Their rigid confidence and authoritative mandate to punish autistic people without explanation or warning because they magically know our intentions and reasoning, so it's their job to inflict pain. I think a lot of our social isolation is a direct result of this. They don't need to listen to us because we are automatically assumed wrong in any disagreement. They have this strong need to tell us what we think and teach us how what they told us we think is wrong. Even if they are right, if we don't understand it because that's not how we see it and a healthy mutual conversation did not take place, what we learn is that others are overwhelming and unpredictable, while we're unacceptable or allowed to exist because we can't even share our perspective.
I predict that at least 98% of us have had a high frequency of interactions in which an NT gets upset at us out of nowhere, does something to hurt our feelings, and then tells us it's because of an intention they made up for our behaviors, while those behaviors were ironically and literally copied from another NT when we saw it work out for them. With this high unpredictability and inability to have our intentions validated, we learn that people are dangerous and we are not allowed to exist outside.

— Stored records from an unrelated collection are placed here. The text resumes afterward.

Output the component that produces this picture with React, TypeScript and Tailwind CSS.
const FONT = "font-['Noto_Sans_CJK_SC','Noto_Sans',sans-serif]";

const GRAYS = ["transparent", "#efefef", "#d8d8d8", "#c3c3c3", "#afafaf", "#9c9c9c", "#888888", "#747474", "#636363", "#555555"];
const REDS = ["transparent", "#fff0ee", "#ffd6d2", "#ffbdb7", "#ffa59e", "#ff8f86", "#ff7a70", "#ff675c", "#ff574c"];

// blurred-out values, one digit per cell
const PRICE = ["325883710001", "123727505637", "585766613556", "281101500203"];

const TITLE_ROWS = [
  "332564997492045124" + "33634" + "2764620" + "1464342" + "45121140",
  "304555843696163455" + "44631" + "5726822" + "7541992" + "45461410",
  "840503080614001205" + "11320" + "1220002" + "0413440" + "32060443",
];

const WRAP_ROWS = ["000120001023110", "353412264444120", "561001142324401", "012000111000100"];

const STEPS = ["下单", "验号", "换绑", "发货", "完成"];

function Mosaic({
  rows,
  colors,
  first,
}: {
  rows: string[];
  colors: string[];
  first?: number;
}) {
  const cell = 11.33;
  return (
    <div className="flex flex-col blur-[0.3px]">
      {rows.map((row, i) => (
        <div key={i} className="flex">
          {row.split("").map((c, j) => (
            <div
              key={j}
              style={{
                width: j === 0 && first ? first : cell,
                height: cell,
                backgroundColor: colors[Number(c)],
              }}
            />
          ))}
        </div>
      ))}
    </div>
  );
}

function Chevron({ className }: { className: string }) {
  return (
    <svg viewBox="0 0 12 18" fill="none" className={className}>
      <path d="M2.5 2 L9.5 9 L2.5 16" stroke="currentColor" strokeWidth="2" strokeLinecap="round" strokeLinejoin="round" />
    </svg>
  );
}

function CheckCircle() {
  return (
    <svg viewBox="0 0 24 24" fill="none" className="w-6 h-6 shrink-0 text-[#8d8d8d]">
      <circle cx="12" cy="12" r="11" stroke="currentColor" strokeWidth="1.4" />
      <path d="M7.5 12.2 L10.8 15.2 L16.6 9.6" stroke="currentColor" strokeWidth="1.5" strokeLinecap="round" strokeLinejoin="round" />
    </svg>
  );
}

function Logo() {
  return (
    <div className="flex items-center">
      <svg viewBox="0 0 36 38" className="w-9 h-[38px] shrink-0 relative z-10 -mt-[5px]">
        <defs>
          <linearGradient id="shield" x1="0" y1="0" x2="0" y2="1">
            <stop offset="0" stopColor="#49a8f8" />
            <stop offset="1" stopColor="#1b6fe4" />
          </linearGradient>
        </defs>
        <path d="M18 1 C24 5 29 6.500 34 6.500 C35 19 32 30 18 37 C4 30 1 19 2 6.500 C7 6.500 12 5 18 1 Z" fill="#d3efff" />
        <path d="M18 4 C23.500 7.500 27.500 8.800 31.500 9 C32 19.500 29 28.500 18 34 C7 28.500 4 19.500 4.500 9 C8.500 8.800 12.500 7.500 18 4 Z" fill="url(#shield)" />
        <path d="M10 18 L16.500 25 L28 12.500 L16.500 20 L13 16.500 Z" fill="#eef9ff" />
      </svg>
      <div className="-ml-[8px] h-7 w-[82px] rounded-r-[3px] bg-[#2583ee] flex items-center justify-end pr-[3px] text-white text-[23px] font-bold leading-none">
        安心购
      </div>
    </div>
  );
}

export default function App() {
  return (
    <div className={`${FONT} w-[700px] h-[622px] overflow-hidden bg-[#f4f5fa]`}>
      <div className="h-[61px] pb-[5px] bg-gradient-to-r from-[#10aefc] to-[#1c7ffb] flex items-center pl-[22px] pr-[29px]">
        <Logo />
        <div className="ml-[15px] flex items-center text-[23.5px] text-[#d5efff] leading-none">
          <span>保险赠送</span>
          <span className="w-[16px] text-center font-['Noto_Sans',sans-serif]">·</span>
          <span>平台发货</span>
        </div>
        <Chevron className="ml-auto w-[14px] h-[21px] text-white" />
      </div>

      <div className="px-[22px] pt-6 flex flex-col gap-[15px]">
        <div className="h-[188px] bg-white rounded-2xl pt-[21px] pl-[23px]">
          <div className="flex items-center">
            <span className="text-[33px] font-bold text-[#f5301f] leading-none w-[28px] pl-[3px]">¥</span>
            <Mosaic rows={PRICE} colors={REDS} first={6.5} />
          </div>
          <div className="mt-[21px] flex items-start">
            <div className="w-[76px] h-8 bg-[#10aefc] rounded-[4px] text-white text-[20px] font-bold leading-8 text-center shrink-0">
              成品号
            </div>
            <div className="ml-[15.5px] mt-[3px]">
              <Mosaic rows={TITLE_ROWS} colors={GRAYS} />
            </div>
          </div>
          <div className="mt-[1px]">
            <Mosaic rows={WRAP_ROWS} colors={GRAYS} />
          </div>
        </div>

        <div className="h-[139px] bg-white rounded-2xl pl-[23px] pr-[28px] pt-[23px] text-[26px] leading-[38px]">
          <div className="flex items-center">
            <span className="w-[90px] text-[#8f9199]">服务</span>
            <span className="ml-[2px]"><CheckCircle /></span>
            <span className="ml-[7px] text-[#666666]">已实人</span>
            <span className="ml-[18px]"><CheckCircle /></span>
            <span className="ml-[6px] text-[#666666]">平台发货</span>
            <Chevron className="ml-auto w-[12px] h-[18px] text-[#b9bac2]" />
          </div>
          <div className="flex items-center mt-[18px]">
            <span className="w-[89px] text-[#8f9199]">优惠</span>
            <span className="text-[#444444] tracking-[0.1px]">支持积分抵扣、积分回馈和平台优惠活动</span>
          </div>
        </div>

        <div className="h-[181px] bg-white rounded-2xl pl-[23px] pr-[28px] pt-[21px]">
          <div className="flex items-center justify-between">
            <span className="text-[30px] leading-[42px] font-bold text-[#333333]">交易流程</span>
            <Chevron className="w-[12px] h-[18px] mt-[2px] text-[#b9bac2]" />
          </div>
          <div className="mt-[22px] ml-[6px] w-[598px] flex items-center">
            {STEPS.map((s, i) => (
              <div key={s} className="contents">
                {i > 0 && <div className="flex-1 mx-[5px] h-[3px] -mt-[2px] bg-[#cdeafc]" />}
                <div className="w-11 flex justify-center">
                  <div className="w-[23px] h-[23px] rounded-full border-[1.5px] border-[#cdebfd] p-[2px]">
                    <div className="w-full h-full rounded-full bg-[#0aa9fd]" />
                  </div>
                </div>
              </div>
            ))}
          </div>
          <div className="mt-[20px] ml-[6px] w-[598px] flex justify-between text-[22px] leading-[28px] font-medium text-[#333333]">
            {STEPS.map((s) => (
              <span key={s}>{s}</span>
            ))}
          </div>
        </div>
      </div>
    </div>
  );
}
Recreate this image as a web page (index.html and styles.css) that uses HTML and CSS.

Especially since other NTs can do the same behavior and get rewarded, but when we do it we get punished. Best stay home and chat with other auties online doing the same thing. 
ToughDiamond wrote:
Well, apparently it's a useful means of weighing up strangers:
https://www.theguardian.com/science/202 ... study-says
So it might not be as trivial and vacuous as it looks, if you can divine stuff about people from it. Maybe Aspies aren't so good at that.
But it seems that people enjoy more depth and that it has an untapped potential to improve social bonding and cohesion:
https://www.apa.org/news/press/releases ... -strangers
They think the reason it's untapped is miscalibrated expectations - nobody dares to wade in too deep with a stranger in case the stranger thinks them weird. But I think it might be more to do with the danger of getting too close before we know what they're really like.
Me, I went through a phase when I railed against small talk and I even wrote the following into a song:
Hello again, it's nice today
And you hope the clouds will stay away
And that's as deep as you want to go
Why is it always so?
But I was rather lonely and naive at the time, having just been torn away from a bunch of very friendly, deep people and plunged into a life that was making me feel alienated and unfulfilled. Later on I mellowed a bit.
I read something similar to that in a Field Guide to Earthlings (book explaining NTs to us)! The author states that the point of small talk is to make non-committal statements to identify each other and something else I can't remember right now. But the whole thing is rooted in plausible deniability. They can say something without being held accountable for it. Oddly enough, they all know that's what they're doing, so it seems like they just like to have chaotic noise introduced into their conversations. Maybe they like the rush?